• _Task objective_
Lines from the one containing "Recreate this image" to the one containing "const rows = ['打开APP拦截记录', '文件下载拦截记录', '自动进入阅读模式记录'];", both lines included, are to be extracted exactly from the data below; pictures are excluded.

— START Source records —

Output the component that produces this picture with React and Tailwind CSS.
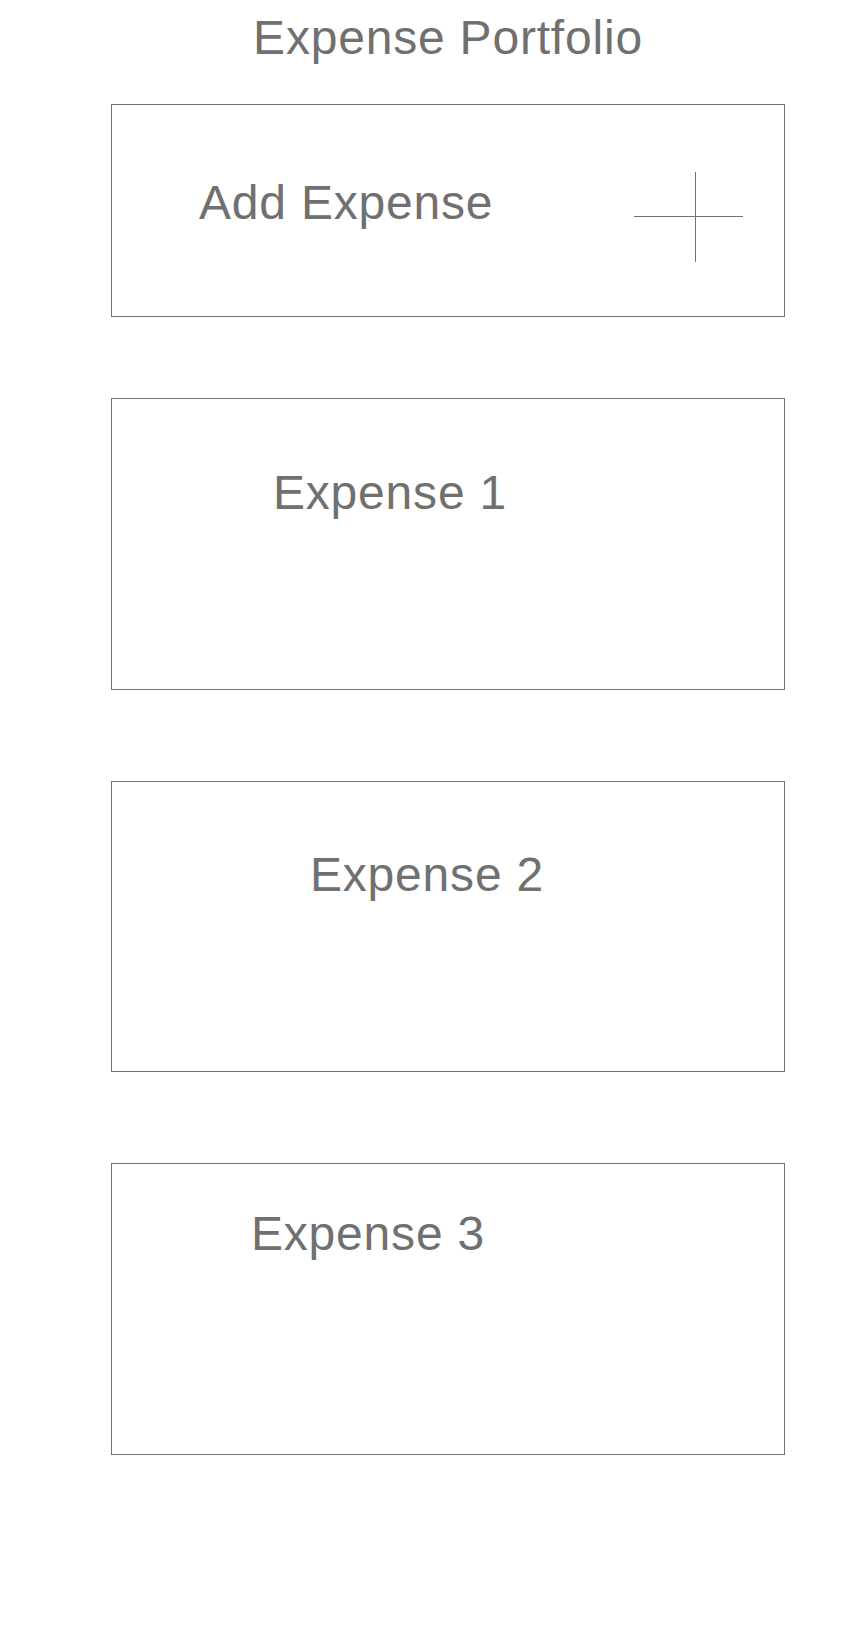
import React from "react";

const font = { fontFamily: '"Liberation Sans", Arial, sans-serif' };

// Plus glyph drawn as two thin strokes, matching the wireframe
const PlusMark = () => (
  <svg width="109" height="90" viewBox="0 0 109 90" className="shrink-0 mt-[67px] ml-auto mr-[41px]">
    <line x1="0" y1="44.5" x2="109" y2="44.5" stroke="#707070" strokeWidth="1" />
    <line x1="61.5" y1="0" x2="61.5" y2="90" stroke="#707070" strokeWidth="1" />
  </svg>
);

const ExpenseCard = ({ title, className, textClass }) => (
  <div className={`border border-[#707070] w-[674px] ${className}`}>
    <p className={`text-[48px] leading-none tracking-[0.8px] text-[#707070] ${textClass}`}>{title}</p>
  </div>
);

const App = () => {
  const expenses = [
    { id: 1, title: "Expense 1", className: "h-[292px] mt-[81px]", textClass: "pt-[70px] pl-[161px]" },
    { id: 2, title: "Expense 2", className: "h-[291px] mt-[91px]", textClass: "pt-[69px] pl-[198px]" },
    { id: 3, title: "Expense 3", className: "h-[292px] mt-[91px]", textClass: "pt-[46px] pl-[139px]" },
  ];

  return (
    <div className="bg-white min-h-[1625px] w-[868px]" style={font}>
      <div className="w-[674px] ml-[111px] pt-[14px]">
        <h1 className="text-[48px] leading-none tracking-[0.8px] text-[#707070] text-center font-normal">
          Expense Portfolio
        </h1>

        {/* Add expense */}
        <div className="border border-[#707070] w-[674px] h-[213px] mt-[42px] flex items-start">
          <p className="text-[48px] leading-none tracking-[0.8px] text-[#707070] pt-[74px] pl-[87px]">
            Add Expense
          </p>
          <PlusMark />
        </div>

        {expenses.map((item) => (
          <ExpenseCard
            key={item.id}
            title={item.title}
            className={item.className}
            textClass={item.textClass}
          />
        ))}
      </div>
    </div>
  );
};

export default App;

— END Source records —
— START Source records —

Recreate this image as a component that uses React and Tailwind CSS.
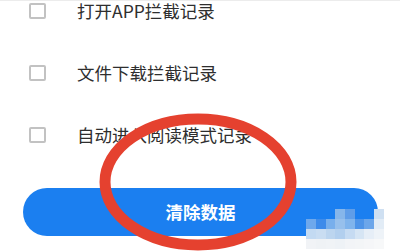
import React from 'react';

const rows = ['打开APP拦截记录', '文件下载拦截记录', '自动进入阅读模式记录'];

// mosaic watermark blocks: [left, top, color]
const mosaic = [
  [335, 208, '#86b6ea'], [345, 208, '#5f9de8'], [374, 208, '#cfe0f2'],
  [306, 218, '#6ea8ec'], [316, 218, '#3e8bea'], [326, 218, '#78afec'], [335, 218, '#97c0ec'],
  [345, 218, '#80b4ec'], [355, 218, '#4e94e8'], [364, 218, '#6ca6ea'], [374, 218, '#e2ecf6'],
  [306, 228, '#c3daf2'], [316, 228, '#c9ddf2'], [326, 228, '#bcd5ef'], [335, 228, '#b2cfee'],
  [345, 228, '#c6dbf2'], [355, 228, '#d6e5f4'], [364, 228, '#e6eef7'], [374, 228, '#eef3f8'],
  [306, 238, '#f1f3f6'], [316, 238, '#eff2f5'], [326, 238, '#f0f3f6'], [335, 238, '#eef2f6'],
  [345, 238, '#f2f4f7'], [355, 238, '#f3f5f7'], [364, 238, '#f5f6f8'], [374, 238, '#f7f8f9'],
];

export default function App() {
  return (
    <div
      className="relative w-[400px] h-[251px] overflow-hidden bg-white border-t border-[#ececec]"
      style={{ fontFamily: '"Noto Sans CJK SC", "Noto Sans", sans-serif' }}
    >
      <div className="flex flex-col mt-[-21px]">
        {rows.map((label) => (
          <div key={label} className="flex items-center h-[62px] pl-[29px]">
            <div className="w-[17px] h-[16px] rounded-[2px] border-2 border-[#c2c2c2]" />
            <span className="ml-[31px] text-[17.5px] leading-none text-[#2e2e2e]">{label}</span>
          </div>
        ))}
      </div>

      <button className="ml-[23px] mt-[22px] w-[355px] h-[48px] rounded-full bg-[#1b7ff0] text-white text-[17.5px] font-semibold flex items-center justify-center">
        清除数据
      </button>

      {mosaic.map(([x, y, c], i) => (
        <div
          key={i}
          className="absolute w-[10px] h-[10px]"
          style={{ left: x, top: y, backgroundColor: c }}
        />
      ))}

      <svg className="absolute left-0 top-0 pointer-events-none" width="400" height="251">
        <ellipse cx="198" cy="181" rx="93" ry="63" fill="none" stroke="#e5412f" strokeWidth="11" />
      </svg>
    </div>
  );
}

— END Source records —
— START Source records —

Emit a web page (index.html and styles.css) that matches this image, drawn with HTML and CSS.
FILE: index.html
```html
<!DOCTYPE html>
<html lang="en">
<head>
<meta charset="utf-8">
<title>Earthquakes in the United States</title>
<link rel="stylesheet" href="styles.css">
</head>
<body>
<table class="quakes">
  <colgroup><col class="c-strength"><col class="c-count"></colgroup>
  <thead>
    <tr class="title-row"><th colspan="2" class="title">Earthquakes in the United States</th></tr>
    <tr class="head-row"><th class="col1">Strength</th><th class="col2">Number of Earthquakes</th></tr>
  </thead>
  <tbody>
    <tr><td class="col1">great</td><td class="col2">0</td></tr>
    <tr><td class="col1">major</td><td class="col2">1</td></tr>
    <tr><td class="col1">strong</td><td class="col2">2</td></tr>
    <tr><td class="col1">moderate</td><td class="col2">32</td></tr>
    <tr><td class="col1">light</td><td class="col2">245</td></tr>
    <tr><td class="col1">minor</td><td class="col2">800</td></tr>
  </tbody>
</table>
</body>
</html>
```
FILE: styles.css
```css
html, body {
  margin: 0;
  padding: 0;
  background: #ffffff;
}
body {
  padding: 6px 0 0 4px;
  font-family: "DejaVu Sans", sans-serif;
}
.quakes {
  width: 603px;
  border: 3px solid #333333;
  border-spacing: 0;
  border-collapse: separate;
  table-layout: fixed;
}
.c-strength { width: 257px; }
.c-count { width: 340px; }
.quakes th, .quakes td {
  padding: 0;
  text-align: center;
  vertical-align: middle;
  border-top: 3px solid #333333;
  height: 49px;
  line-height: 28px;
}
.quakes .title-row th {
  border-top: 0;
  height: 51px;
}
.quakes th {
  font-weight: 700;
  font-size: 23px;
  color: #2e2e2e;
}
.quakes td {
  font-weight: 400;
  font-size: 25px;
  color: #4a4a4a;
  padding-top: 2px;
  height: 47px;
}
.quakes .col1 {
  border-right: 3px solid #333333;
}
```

— END Source records —

• _Solution to the problem_
Recreate this image as a component that uses React and Tailwind CSS.
import React from 'react';

const rows = ['打开APP拦截记录', '文件下载拦截记录', '自动进入阅读模式记录'];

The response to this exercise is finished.